Disconnect one end of each diode, and check them out of circuit - they should read one way, and not the other - this is standard procedure, after they read S/C in circuit. Generally, you find one of them is short, and you should replace them BOTH with identical diodes, from the same packet (or even better, add a low value resistor in series with each as well).
I'll have to google on how to desolder components from the board, since I never try to do it. Any tips or link to a tutorial to someone who does not know what he's doing?
 

sagor1

Active Member
Did you check the voltages at the output connector first, before de-soldering anything?
Check the red to black and the green to black voltages first.
It could be the other controller board is not sending a "ON" signal via the green wire to the power supply, whatever that may be.
There are a lot of components on the underside, hard to diagnose with all those parts without a schematic now...
D901 and 902 seem to be tied together at one end, and the other end is probably the transformer.
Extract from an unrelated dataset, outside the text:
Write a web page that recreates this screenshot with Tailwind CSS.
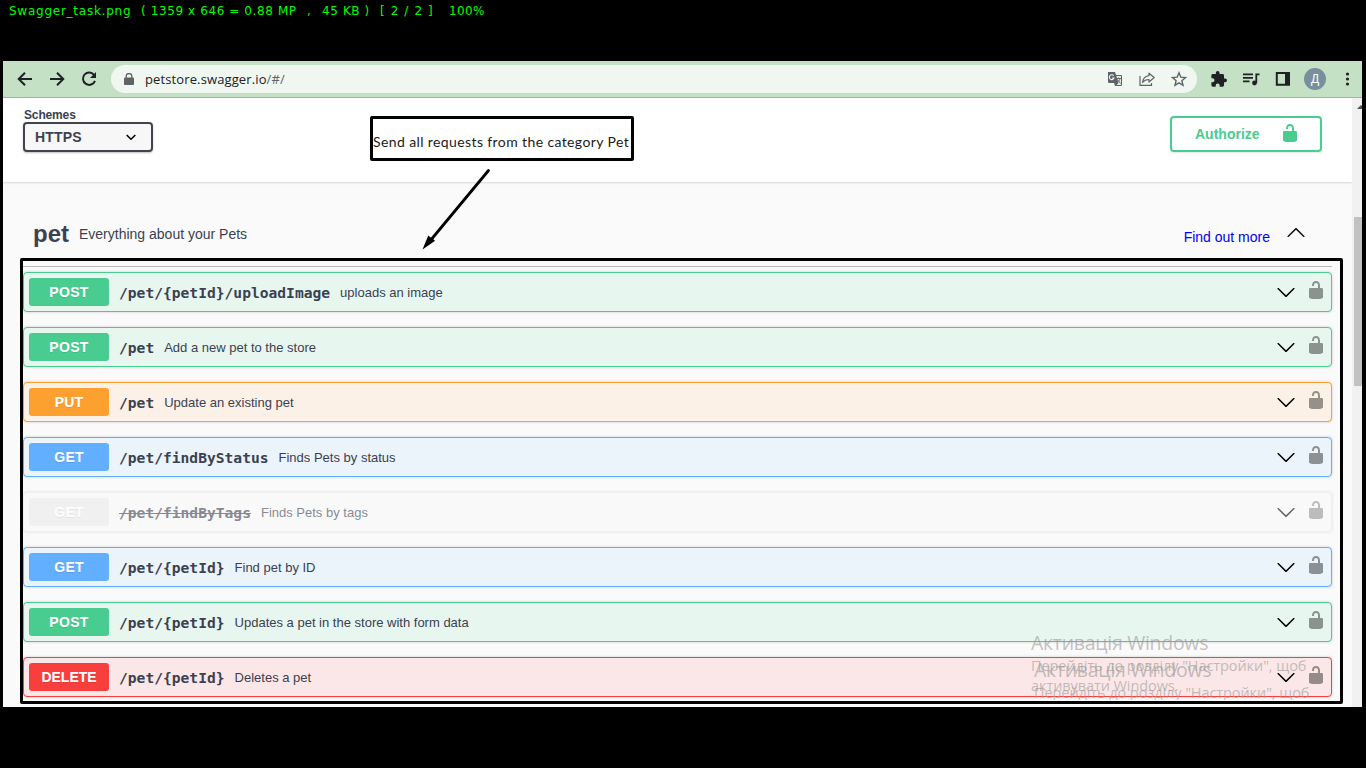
<!DOCTYPE html>
<html lang="en">
<head>
<meta charset="utf-8">
<title>Swagger_task.png</title>
<script src="https://cdn.jsdelivr.net/npm/@tailwindcss/browser@4"></script>
</head>
<body class="h-screen overflow-hidden bg-black font-['Liberation_Sans',sans-serif] text-[#3b4151]">
<svg class="hidden">
  <symbol id="unlock" viewBox="0 0 20 20"><path d="M15.8 8H14V5.6C14 2.703 12.665 1 10 1 7.334 1 6 2.703 6 5.6V6h2v-.801C8 3.754 8.797 3 10 3c1.203 0 2 .754 2 2.199V8H4c-.553 0-1 .646-1 1.199V17c0 .549.428 1.139.951 1.307l1.197.387C5.672 18.861 6.55 19 7.1 19h5.8c.549 0 1.428-.139 1.951-.307l1.196-.387c.524-.167.953-.757.953-1.306V9.199C17 8.646 16.352 8 15.8 8z"/></symbol>
  <symbol id="chev" viewBox="0 0 20 20"><path d="M17.418 6.109c.272-.268.709-.268.979 0s.271.701 0 .969l-7.908 7.83c-.27.268-.707.268-.979 0l-7.908-7.83c-.27-.268-.27-.701 0-.969.271-.268.709-.268.979 0L10 13.25l7.418-7.141z"/></symbol>
</svg>
<div class="flex h-[61px] items-start whitespace-pre pl-[9px] pt-[3px] font-['DejaVu_Sans',sans-serif] text-[12px] leading-4 text-[#00ff00]"><span class="w-[132px] tracking-[0.75px]">Swagger_task.png</span><span class="w-[166px] tracking-[0.6px]">( 1359 x 646 = 0.88 MP</span><span class="w-[15px]">,</span><span class="w-[58px] tracking-[0.6px]">45 KB )</span><span class="w-[69px] tracking-[1.1px]">[ 2 / 2 ]</span><span class="tracking-[0.4px]">100%</span></div>

<div class="relative ml-[3px] flex h-[646px] w-[1359px] flex-col overflow-hidden bg-[#fafafa]">
  <div class="flex h-[37px] shrink-0 items-center border-b border-[#9eb79f] bg-[#c5e1c5] text-[#202124]">
    <svg class="ml-3.5 size-4 shrink-0" viewBox="0 0 16 16" fill="none" stroke="currentColor" stroke-width="2"><path d="M15 8H2M8 1.7 1.7 8 8 14.3"/></svg>
    <svg class="ml-4 size-4 shrink-0" viewBox="0 0 16 16" fill="none" stroke="currentColor" stroke-width="2"><path d="M1 8h13M8 1.7 14.3 8 8 14.3"/></svg>
    <svg class="ml-4 size-4 shrink-0" viewBox="0 0 16 16" fill="none" stroke="currentColor" stroke-width="2"><path d="M13.3 4.2A6.2 6.2 0 1 0 14 9.8"/><path d="M15 1v6H9z" fill="currentColor" stroke="none"/></svg>
    <div class="ml-[14px] flex h-7 w-[1086px] items-center rounded-full bg-[#f0f7f1]">
      <svg class="ml-[13px] h-3 w-[10px]" viewBox="0 0 10 12" fill="#5f6368"><path d="M1 4.5h8q1 0 1 1V11q0 1-1 1H1q-1 0-1-1V5.500q0-1 1-1z"/><path d="M2.200 5V3a2.800 2.500 0 0 1 5.600 0v2" fill="none" stroke="#5f6368" stroke-width="1.300"/></svg>
      <div class="ml-[11px] w-[200px] pt-[2px] font-['Open_Sans',sans-serif] text-[13px] tracking-[0.12px]">petstore.swagger.io<span class="text-[#5f6368]">/#/</span></div>
      <div class="ml-auto mr-[10px] flex items-center gap-4 text-[#5f6368]">
        <svg class="size-4" viewBox="0 0 16 16"><path d="M1 1h7l1 3h5q1 0 1 1v9q0 1-1 1H8l-1-3H2q-1 0-1-1z" fill="currentColor"/><path d="M9.300 5H14v9H9.500l2-2z" fill="#e5ece6"/><path d="M6.700 4.800A2.400 2.400 0 1 0 7 7H4.900" fill="none" stroke="#f0f7f1" stroke-width="1.100"/><path d="M9.500 7.500H14M11.700 6.500v1M13 7.500c-.5 2-1.500 3-3 4M10.500 8.500l3 4" fill="none" stroke="currentColor" stroke-width=".9"/></svg>
        <svg class="size-4" viewBox="0 0 16 16" fill="none" stroke="currentColor" stroke-width="1.200"><path d="M1 5v9.400h11.500V12"/><path d="M10 2.200 15.200 6.500 10 11V8.500C7 8.500 5 9.500 3.500 11.300 4 7.500 6.200 5 10 4.600z" stroke-linejoin="round"/></svg>
        <svg class="size-4" viewBox="0 0 16 16" fill="none" stroke="currentColor" stroke-width="1.400"><path d="m8 1.800 1.800 4.400 4.700.4-3.600 3.100 1.100 4.600L8 11.800l-4 2.500 1.100-4.600-3.600-3.100 4.700-.4z"/></svg>
      </div>
    </div>
    <svg class="ml-[14px] size-4 shrink-0" viewBox="1.500 1 21.500 21.500" fill="currentColor"><path d="M20.500 11H19V7a2 2 0 0 0-2-2h-4V3.500a2.500 2.500 0 0 0-5 0V5H4a2 2 0 0 0-2 2v3.800h1.500a2.700 2.700 0 0 1 0 5.400H2V20a2 2 0 0 0 2 2h3.800v-1.500a2.700 2.700 0 0 1 5.400 0V22H17a2 2 0 0 0 2-2v-4h1.500a2.500 2.500 0 0 0 0-5z"/></svg>
    <svg class="ml-4 h-4 w-[17px] shrink-0" viewBox="0 0 17 16" fill="none" stroke="currentColor" stroke-width="1.700"><path d="M0 3.300h10M0 6.800h10M0 10.300h6.500"/><path d="M16.500 3.300h-3.200V12" stroke-width="1.800"/><circle cx="11.500" cy="12" r="2.400" fill="currentColor" stroke="none"/></svg>
    <svg class="ml-[15px] size-4 shrink-0" viewBox="0 0 16 16"><path d="M1.800 2.100H14v11.700H1.800z" fill="none" stroke="currentColor" stroke-width="2"/><path d="M10 2h4v12h-4z" fill="currentColor"/></svg>
    <div class="ml-[13px] flex size-[22px] shrink-0 items-center justify-center rounded-full bg-[#78909c] text-[12px] text-white">Д</div>
    <svg class="ml-[13px] h-4 w-[17px] shrink-0" viewBox="0 0 17 16" fill="currentColor"><circle cx="8.500" cy="3" r="1.600"/><circle cx="8.500" cy="8" r="1.600"/><circle cx="8.500" cy="13" r="1.600"/></svg>
  </div>

  <div class="flex min-h-0 flex-1">
    <main class="flex w-[1349px] flex-col">
      <header class="flex h-[84px] shrink-0 items-start justify-between bg-white pl-5 pr-[30px] shadow-[0_1px_2px_rgba(0,0,0,0.15)]">
        <div class="pt-[10px]">
          <div class="pl-[1px] text-[12px] font-bold leading-[14px] tracking-[-0.15px]">Schemes</div>
          <div class="flex h-[30px] w-[130px] items-center justify-between rounded border-2 border-[#41444e] bg-[#f7f7f7] pl-[10px] pr-[14px] text-[14px] font-bold shadow-[0_1px_2px_rgba(0,0,0,0.25)]"><span class="tracking-[0.15px]">HTTPS</span><svg class="size-3" viewBox="0 0 12 12" fill="none" stroke="#000" stroke-width="1.600"><path d="m1.700 4 4.300 4.200L10.300 4"/></svg></div>
        </div>
        <div class="mt-[18px] flex h-9 w-[152px] items-center rounded border-2 border-[#49cc90] pl-[23px] text-[14px] font-bold text-[#49cc90] shadow-[0_1px_2px_rgba(0,0,0,0.1)]"><span class="w-[85px]">Authorize</span><svg class="size-5 -translate-y-px" fill="currentColor"><use href="#unlock"/></svg></div>
      </header>
      <div class="flex h-[84px] shrink-0 items-center pl-[30px] pr-[46px] pt-[18px]">
        <h3 class="w-[46px] pt-[2px] text-[24px] font-bold leading-8">pet</h3>
        <span class="pt-[2px] text-[14px]">Everything about your Pets</span>
        <span class="ml-auto mr-[16px] mt-[8px] text-[14px] text-[#0000ee]">Find out more</span>
        <svg class="size-5 rotate-180" fill="#111"><use href="#chev"/></svg>
      </div>
      <section id="ops" class="ml-5 mr-5 flex flex-col gap-[15px] border-t border-[#b9bac0] pt-[5px]"></section>
    </main>
    <aside class="flex w-[10px] flex-col bg-[#f1f1f1]">
      <svg class="mt-[5px] h-[6px] w-[10px] shrink-0" viewBox="0 0 10 6"><path d="M5 6 9 2l1 1v3z" fill="#505050"/></svg>
      <div class="ml-[2px] mt-[108px] h-[169px] bg-[#c1c1c1]"></div>
    </aside>
  </div>

  <div class="absolute left-[367px] top-[55px] flex h-[45px] w-[264px] items-center whitespace-nowrap rounded-[2px] border-3 border-black pt-[6px] font-['Lato',sans-serif] text-[14px] text-[#1a1a1a]"><span class="tracking-[0.39px]">Send all requests from the category Pet</span></div>
  <svg class="absolute left-[417px] top-[105px] h-[86px] w-[75px]" viewBox="420 166 75 86"><path d="M488.500 170.500 430 241" stroke="#000" stroke-width="2.800" stroke-linecap="round"/><path d="m422.500 249.500 5.800-14 1.700 1.500 5 3.500-1 1z"/></svg>
  <div class="absolute left-[17px] top-[197px] h-[446px] w-[1323px] rounded-[2px] border-3 border-black"></div>
  <div class="absolute left-[1028px] top-[569px] whitespace-nowrap font-['Open_Sans',sans-serif] text-[#999]/60">
    <div class="text-[19.500px] leading-[26px] tracking-[-0.28px]">Активація Windows</div>
    <div class="text-[14.500px] leading-5 tracking-[-0.08px]">Перейдіть до розділу "Настройки", щоб<br>активувати Windows.</div>
  </div>
  <div class="absolute left-[1031px] top-[596px] h-[43px] overflow-hidden whitespace-nowrap font-['Open_Sans',sans-serif] text-[#999]/60">
    <div class="text-[19.500px] leading-[26px] tracking-[-0.28px]">Активація Windows</div>
    <div class="text-[14.500px] leading-5 tracking-[-0.08px]">Перейдіть до розділу "Настройки", щоб</div>
  </div>
</div>
<script>
const styles = {
  POST: ['border-[#49cc90] bg-[#e8f6f0]', 'bg-[#49cc90]'],
  PUT: ['border-[#fca130] bg-[#fbf1e6]', 'bg-[#fca130]'],
  GET: ['border-[#61affe] bg-[#ebf3fb]', 'bg-[#61affe]'],
  DELETE: ['border-[#f93e3e] bg-[#fbe7e7]', 'bg-[#f93e3e]'],
  OLD: ['border-[#ebebeb] bg-[#f9f9f9] opacity-60', 'bg-[#ebebeb]']
};
const rows = [
  ['POST', '/pet/{petId}/uploadImage', 'uploads an image'],
  ['POST', '/pet', 'Add a new pet to the store'],
  ['PUT', '/pet', 'Update an existing pet'],
  ['GET', '/pet/findByStatus', 'Finds Pets by status'],
  ['OLD', '/pet/findByTags', 'Finds Pets by tags'],
  ['GET', '/pet/{petId}', 'Find pet by ID'],
  ['POST', '/pet/{petId}', 'Updates a pet in the store with form data'],
  ['DELETE', '/pet/{petId}', 'Deletes a pet']
];
document.getElementById('ops').innerHTML = rows.map(([m, path, text]) => `
  <div class="flex h-10 shrink-0 items-center rounded border pl-[5px] pr-[5px] shadow-[0_0_3px_rgba(0,0,0,0.19)] ${styles[m][0]}">
    <div class="flex h-7 w-20 items-center justify-center rounded-[3px] text-[14px] font-bold text-white [text-shadow:0_1px_0_rgba(0,0,0,0.1)] ${styles[m][1]}"><span class="${m === 'POST' ? 'tracking-[0.3px]' : m === 'DELETE' ? '' : 'tracking-[0.2px]'}">${m === 'OLD' ? 'GET' : m}</span></div>
    <div class="ml-[10px] mt-[2px] font-['DejaVu_Sans_Mono',monospace] text-[14.620px] font-bold leading-5 ${m === 'OLD' ? 'line-through' : ''}">${path}</div>
    <div class="ml-[10px] pt-[2px] text-[13px]">${text}</div>
    <svg class="ml-auto size-5" fill="#000"><use href="#chev"/></svg>
    <svg class="ml-[10px] size-5 -translate-y-[2px] opacity-40" fill="#000"><use href="#unlock"/></svg>
  </div>`).join('');
</script>
</body>
</html>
They should still show some junction voltage one way or the other with the leads. But, with all the other components, some of those may be messing up the readings. It is not so likely that those would be blown, at least not both at the same time. However, Nigel is correct, only way to properly test them is to lift one leg of each and check the diode junction.
 

JMaia

New Member
Did you check the voltages at the output connector first, before de-soldering anything?
Check the red to black and the green to black voltages first.
It could be the other controller board is not sending a "ON" signal via the green wire to the power supply, whatever that may be.
There are a lot of components on the underside, hard to diagnose with all those parts without a schematic now...
I haven't desoldered anything yet.
Do I need to have power on the monitor to test those voltages? I'm sticking the leads to the pins but am not getting any reading in DCV 20 mode on the multimeter. I can only test on the underside BTW, heres a clearer picture:

2021-02-13 19.33.55.jpg

The monitor is a AOC G2260VWQ6, unfortunately I could not find any schematic, only the user manual: https://aoc-pim.s3.amazonaws.com/Pu...s/Manuals/G2260VWQ6/G2260VWQ6_English_1_0.pdf
 

Nigel Goodwin

Super Moderator
Most Helpful Member
I'll have to google on how to desolder components from the board, since I never try to do it. Any tips or link to a tutorial to someone who does not know what he's doing?
Heat up the pin underneath with the soldering iron, and pull that wire out from the top with pliers - with such big wires and the components nicely spaced off the board it's VERY easy to do.